>> START

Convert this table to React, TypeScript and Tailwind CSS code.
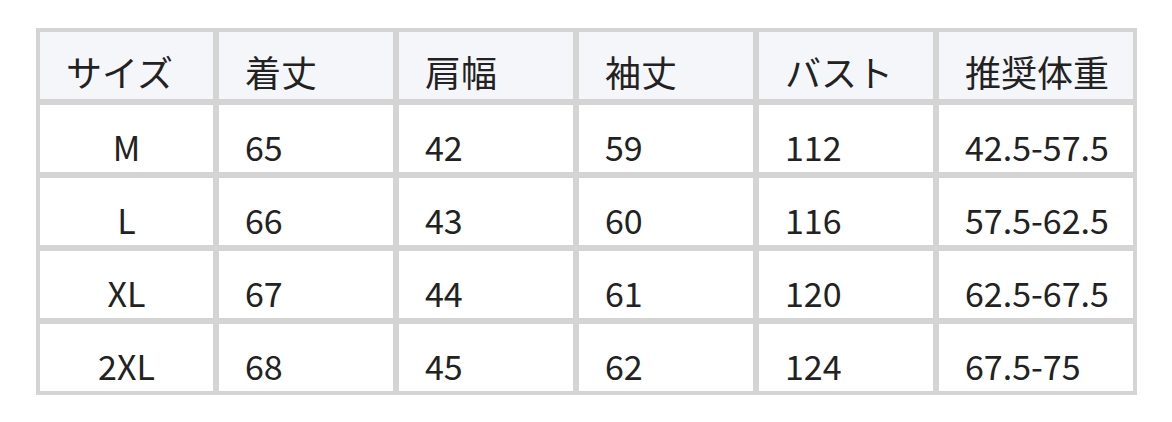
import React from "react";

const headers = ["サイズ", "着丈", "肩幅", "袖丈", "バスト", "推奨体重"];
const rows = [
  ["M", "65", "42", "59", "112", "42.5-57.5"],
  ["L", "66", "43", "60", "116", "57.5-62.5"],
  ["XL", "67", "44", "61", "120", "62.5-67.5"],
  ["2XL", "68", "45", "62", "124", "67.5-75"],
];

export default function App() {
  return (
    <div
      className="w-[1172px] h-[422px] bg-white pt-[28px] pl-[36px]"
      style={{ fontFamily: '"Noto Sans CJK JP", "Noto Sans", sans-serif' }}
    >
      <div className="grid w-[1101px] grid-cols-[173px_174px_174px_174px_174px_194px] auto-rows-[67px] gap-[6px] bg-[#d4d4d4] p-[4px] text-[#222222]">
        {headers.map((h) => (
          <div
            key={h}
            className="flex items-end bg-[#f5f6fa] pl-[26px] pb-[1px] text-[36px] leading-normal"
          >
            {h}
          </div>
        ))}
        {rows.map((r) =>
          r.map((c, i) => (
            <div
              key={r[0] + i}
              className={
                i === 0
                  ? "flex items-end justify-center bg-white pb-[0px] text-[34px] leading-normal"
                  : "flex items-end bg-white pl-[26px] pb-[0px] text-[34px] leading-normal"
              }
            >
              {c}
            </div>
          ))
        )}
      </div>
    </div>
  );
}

>> END

■ **Stated exercise**
Pictures stay out. Print the data exactly, from its first line through the line containing "import React from".

■ **The result**
Convert this table to React, TypeScript and Tailwind CSS code.
import React from "react";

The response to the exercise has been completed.